• **Data section**:
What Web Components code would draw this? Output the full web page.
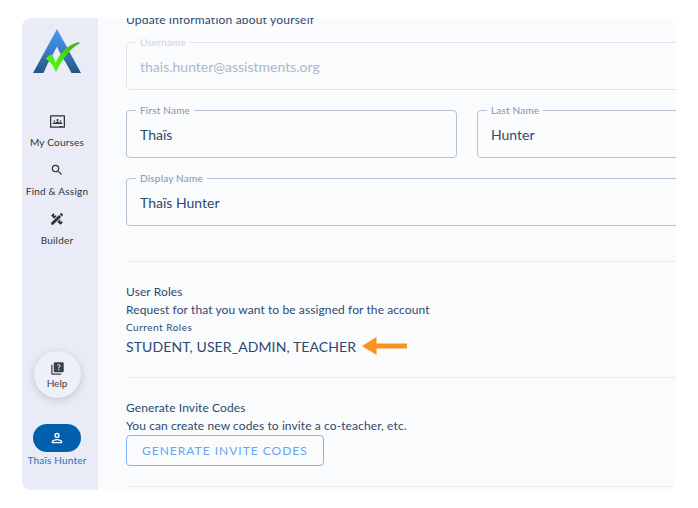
<!DOCTYPE html>
<html lang="en">
<head>
<meta charset="utf-8">
<title>Account</title>
<style>
html{background:#fff}
body{margin:0;padding:18px 22px;box-sizing:border-box;height:100vh;font-family:Lato,"Open Sans",sans-serif;color:#2c4a6e}
</style>
</head>
<body>
<account-page></account-page>
<script>
const define = (name, html, setup) => customElements.define(name, class extends HTMLElement {
  connectedCallback() {
    if (this.shadowRoot) return;
    const t = document.createElement('template');
    t.innerHTML = html;
    this.attachShadow({ mode: 'open' }).append(t.content.cloneNode(true));
    if (setup) setup(this, this.shadowRoot);
  }
});

define('brand-logo', `
<style>:host{display:block;width:48px;height:46px}svg{display:block}</style>
<svg width="48" height="46" viewBox="0 0 48 46" role="img" aria-label="ASSISTments">
<defs>
<linearGradient id="b" x1="0" y1="0" x2="0" y2="1"><stop offset="0" stop-color="#4a9af0"/><stop offset=".45" stop-color="#3b80cb"/><stop offset="1" stop-color="#25547f"/></linearGradient>
<linearGradient id="g" x1="0" y1="1" x2="1" y2="0"><stop offset="0" stop-color="#55fb12"/><stop offset=".5" stop-color="#4be30f"/><stop offset="1" stop-color="#3aa51c"/></linearGradient>
</defs>
<path fill="url(#b)" d="M24 0 48 44H38.500L33 34L29 28L24 17.500L19 27L15 34L10.500 44H0Z"/>
<path fill="url(#g)" d="M12.500 29.500 18.500 25Q21.500 29 22.500 34Q30 17 46 13L46.500 14.500Q34 21 23 43Q18.500 33 12.500 29.500Z"/>
</svg>`);

define('nav-item', `
<style>
:host{display:block}
a{display:flex;flex-direction:column;align-items:center;gap:6px;color:#2f333b;text-decoration:none;font-size:10px;line-height:14px;letter-spacing:.2px;white-space:nowrap}
.icon{display:grid;place-items:center;height:16px}
::slotted(svg){display:block;fill:currentColor}
</style>
<a href="#"><span class="icon"><slot name="icon"></slot></span><slot></slot></a>`);

define('help-button', `
<style>
:host{display:block}
button{display:flex;flex-direction:column;align-items:center;justify-content:center;gap:1px;width:47px;height:47px;padding:0;border:0;border-radius:50%;background:#edf0f8;box-shadow:0 2px 8px #0000002b;color:#3b3f48;font:10px/12px Lato,sans-serif}
svg{display:block;fill:currentColor}
</style>
<button type="button"><svg width="15" height="15" viewBox="0 0 24 24"><path d="M4 6H2v14c0 1.100.9 2 2 2h14v-2H4V6zm16-4H8c-1.100 0-2 .9-2 2v12c0 1.100.9 2 2 2h12c1.100 0 2-.9 2-2V4c0-1.100-.9-2-2-2zm-5.990 13c-.59 0-1.050-.47-1.050-1.050 0-.59.47-1.040 1.050-1.040.59 0 1.040.45 1.040 1.040-.01.58-.45 1.050-1.040 1.050zm2.500-6.170c-.63.93-1.230 1.210-1.560 1.810-.13.24-.18.400-.18 1.180h-1.520c0-.41-.06-1.080.26-1.650.41-.73 1.180-1.160 1.630-1.800.48-.68.21-1.940-1.140-1.940-.88 0-1.320.67-1.500 1.230l-1.370-.57C11.510 5.960 12.520 5 13.990 5c1.230 0 2.080.56 2.510 1.260.37.600.58 1.730.01 2.570z"/></svg>Help</button>`);

define('user-badge', `
<style>
:host{display:block}
a{display:flex;flex-direction:column;align-items:center;color:#2c6fb5;text-decoration:none;font-size:10px;line-height:16px;letter-spacing:.2px;white-space:nowrap}
span{display:grid;place-items:center;width:48px;height:28px;border-radius:14px;background:#0060ae}
svg{fill:#fff}
</style>
<a href="#"><span><svg width="14" height="14" viewBox="0 0 24 24"><path d="M12 3a4.500 4.500 0 1 0 0 9 4.500 4.500 0 0 0 0-9zm0 2.400a2.100 2.100 0 1 1 0 4.200 2.100 2.100 0 0 1 0-4.200zM12 13.500c-3.200 0-9 1.500-9 4.800V21h18v-2.700c0-3.300-5.800-4.800-9-4.800zm0 2.300c2.900 0 6.300 1.300 6.700 2.500v.4H5.300v-.4c.4-1.200 3.800-2.500 6.700-2.500z"/></svg></span><slot></slot></a>`);

define('side-bar', `
<style>
:host{display:block;flex:none;width:76px;background:#e9ecf6}
nav{display:flex;flex-direction:column;align-items:center;box-sizing:border-box;height:100%;margin-right:6px;padding:11px 0 22px}
.links{display:flex;flex-direction:column;align-items:center;gap:13px;margin-top:38px}
help-button{margin:auto 0 26px}
</style>
<nav>
<brand-logo></brand-logo>
<div class="links">
<nav-item><svg slot="icon" width="15" height="15" viewBox="0 0 24 24"><path d="M23 2H1a1 1 0 0 0-1 1v18a1 1 0 0 0 1 1h22a1 1 0 0 0 1-1V3a1 1 0 0 0-1-1zm-1 18h-2v-1h-5v1H2V4h20v16zM10.290 9.710a1.710 1.710 0 1 1 3.420 0 1.710 1.710 0 0 1-3.420 0zm-4.580 1.580a1.290 1.290 0 1 1 2.580 0 1.290 1.290 0 0 1-2.580 0zm10 0a1.290 1.290 0 1 1 2.580 0 1.290 1.290 0 0 1-2.580 0zM20 15.430V16H4v-.57C4 14.200 5.600 13 7 13c.9 0 1.700.3 2.250.75C9.900 12.700 11 12 12 12s2.100.7 2.750 1.750A3.700 3.700 0 0 1 17 13c1.400 0 3 1.200 3 2.430z"/></svg>My Courses</nav-item>
<nav-item><svg slot="icon" width="14" height="14" viewBox="0 0 24 24"><path d="M15.500 14h-.79l-.28-.27A6.470 6.470 0 0 0 16 9.500 6.500 6.500 0 1 0 9.500 16c1.610 0 3.090-.59 4.230-1.570l.27.28v.79l5 4.990L20.490 19l-4.990-5zm-6 0C7.010 14 5 11.990 5 9.500S7.010 5 9.500 5 14 7.010 14 9.500 11.990 14 9.500 14z"/></svg>Find &amp; Assign</nav-item>
<nav-item><svg slot="icon" width="14" height="14" viewBox="0 0 24 24"><path d="M2 6 6 2 8 4 6.500 5.500 8 7 10 5.500 11.500 7 7 11.500ZM2 18.500 15.500 5 19 8.500 5.500 22H2ZM16.500 4 18.500 2H20L22 4V5.500L20 7.500ZM12.500 17 17 12.500 18.500 14 17 15.500 18.500 17 20 15.500 22 18 18 22Z"/></svg>Builder</nav-item>
</div>
<help-button></help-button>
<user-badge>Thaïs Hunter</user-badge>
</nav>`);

define('text-field', `
<style>
:host{display:block;min-width:0}
fieldset{margin:0;padding:0 9px;border:1px solid #b4c1d1;border-radius:4px;min-width:0}
legend{padding:0 4px;font-size:10px;line-height:16px;letter-spacing:.2px;color:#8494ab}
input{display:block;box-sizing:border-box;width:100%;height:39px;margin:0;padding:0 4px 7px;border:0;outline:0;background:none;font:14px/20px Lato,sans-serif;color:#2c4a6e}
:host([disabled]) fieldset{border-color:#e1e5eb}
:host([disabled]) legend{color:#ccd4df}
:host([disabled]) input{color:#abb8c9}
</style>
<fieldset><legend><label for="f"></label></legend><input id="f" type="text"></fieldset>`, (host, root) => {
  root.querySelector('label').textContent = host.getAttribute('label');
  const input = root.querySelector('input');
  input.value = host.getAttribute('value');
  input.disabled = host.hasAttribute('disabled');
});

define('page-section', `
<style>
:host{display:block;border-top:1px solid #e8ecf0;padding-top:21px;font-size:12px;line-height:18px;letter-spacing:.1px}
h2{margin:0;font:inherit}
</style>
<h2><slot name="title"></slot></h2><slot></slot>`);

define('arrow-left', `
<style>:host{display:block}svg{display:block}</style>
<svg width="46" height="20" viewBox="0 0 46 20" aria-hidden="true"><path fill="#f7941e" d="M0 9 14.500 0V6.500H45V11.500H14.500V18Z"/></svg>`);

define('outline-button', `
<style>
:host{display:block}
button{display:block;height:31px;padding:0 15px;border:1px solid #7fb5fb;border-radius:4px;background:none;color:#64a6f9;font:12px/20px Lato,sans-serif;letter-spacing:1px}
</style>
<button type="button"><slot></slot></button>`);

define('account-page', `
<style>
:host{display:flex;height:100%;border-radius:9px;overflow:hidden;background:#fafbfd}
main{flex:1;min-width:0;padding-left:28px}
p{margin:0}
.lead{margin-top:-7px;font-size:12px;line-height:18px;letter-spacing:.2px}
.fields{display:grid;grid-template-columns:1fr 1fr;gap:12px 20px;width:124%;margin:5px 0 35px}
.wide{grid-column:1/-1}
.small{font-size:10px;line-height:16px;letter-spacing:.5px}
.roles{display:flex;align-items:center;gap:6px;font-size:14px;line-height:23px}
page-section+page-section{margin-top:19px}
page-section.last{margin-top:20px;padding:0}
</style>
<side-bar></side-bar>
<main>
<p class="lead">Update information about yourself</p>
<div class="fields">
<text-field class="wide" label="Username" value="thais.hunter@assistments.org" disabled></text-field>
<text-field label="First Name" value="Thaïs"></text-field>
<text-field label="Last Name" value="Hunter"></text-field>
<text-field class="wide" label="Display Name" value="Thaïs Hunter"></text-field>
</div>
<page-section><span slot="title">User Roles</span>
<p>Request for that you want to be assigned for the account</p>
<p class="small">Current Roles</p>
<p class="roles">STUDENT, USER_ADMIN, TEACHER<arrow-left></arrow-left></p>
</page-section>
<page-section><span slot="title">Generate Invite Codes</span>
<p>You can create new codes to invite a co-teacher, etc.</p>
<outline-button>GENERATE INVITE CODES</outline-button>
</page-section>
<page-section class="last"></page-section>
</main>`);
</script>
</body>
</html>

• **What the task asks**: Search the data for the string "page". List each line that has it.

• **Result below**:
What Web Components code would draw this? Output the full web page.
<account-page></account-page>
define('page-section', `
define('account-page', `
page-section+page-section{margin-top:19px}
page-section.last{margin-top:20px;padding:0}
<page-section><span slot="title">User Roles</span>
</page-section>
<page-section><span slot="title">Generate Invite Codes</span>
</page-section>
<page-section class="last"></page-section>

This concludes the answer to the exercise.